Identify all lines of the data containing the string "React" and copy them.

RAW DATA:
— BEGIN —
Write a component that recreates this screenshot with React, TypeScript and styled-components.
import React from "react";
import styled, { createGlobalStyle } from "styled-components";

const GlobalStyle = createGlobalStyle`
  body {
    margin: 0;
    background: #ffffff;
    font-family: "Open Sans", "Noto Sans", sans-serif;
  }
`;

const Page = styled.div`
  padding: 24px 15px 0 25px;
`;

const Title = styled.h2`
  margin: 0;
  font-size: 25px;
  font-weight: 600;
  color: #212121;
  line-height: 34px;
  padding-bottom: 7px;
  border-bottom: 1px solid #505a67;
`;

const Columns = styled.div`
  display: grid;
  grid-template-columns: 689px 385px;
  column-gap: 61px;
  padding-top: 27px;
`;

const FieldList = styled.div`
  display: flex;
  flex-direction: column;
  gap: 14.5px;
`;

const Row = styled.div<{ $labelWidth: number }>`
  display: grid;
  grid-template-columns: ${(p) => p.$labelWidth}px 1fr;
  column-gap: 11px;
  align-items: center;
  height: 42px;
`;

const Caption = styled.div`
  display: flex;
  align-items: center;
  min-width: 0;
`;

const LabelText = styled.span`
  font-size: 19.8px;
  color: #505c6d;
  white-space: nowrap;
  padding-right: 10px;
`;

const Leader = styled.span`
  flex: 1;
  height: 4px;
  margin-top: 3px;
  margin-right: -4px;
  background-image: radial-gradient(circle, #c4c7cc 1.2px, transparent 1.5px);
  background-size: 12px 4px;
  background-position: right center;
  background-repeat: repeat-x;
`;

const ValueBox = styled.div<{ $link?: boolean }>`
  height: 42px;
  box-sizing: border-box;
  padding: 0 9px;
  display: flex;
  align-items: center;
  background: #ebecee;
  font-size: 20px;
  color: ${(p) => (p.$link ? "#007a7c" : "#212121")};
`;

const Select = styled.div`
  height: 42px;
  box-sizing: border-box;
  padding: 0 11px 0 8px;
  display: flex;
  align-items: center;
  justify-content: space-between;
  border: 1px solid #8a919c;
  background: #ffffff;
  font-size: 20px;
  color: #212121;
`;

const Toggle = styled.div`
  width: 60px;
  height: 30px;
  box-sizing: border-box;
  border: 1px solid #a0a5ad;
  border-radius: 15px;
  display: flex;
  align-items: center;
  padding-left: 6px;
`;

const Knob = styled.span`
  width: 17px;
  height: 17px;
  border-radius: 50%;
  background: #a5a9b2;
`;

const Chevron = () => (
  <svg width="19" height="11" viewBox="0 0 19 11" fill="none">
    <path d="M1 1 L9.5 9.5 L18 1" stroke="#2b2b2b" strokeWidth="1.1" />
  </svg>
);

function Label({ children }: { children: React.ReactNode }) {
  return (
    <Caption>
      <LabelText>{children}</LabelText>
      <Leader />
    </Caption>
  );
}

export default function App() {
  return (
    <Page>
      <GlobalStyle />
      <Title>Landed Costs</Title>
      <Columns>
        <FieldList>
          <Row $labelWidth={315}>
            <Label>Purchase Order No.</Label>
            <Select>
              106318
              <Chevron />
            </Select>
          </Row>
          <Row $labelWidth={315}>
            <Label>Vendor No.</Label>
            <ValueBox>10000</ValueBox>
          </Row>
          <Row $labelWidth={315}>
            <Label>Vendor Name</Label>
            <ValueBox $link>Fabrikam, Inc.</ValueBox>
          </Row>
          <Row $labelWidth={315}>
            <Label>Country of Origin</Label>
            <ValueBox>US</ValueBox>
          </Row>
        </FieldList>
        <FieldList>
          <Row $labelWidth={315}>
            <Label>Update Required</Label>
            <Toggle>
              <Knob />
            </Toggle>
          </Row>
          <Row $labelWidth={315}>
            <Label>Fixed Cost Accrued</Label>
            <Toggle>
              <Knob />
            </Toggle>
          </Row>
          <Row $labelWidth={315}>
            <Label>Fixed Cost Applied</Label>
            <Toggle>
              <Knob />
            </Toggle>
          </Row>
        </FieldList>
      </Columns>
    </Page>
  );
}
— END —
COMPLETE ANSWER:
Write a component that recreates this screenshot with React, TypeScript and styled-components.
import React from "react";
function Label({ children }: { children: React.ReactNode }) {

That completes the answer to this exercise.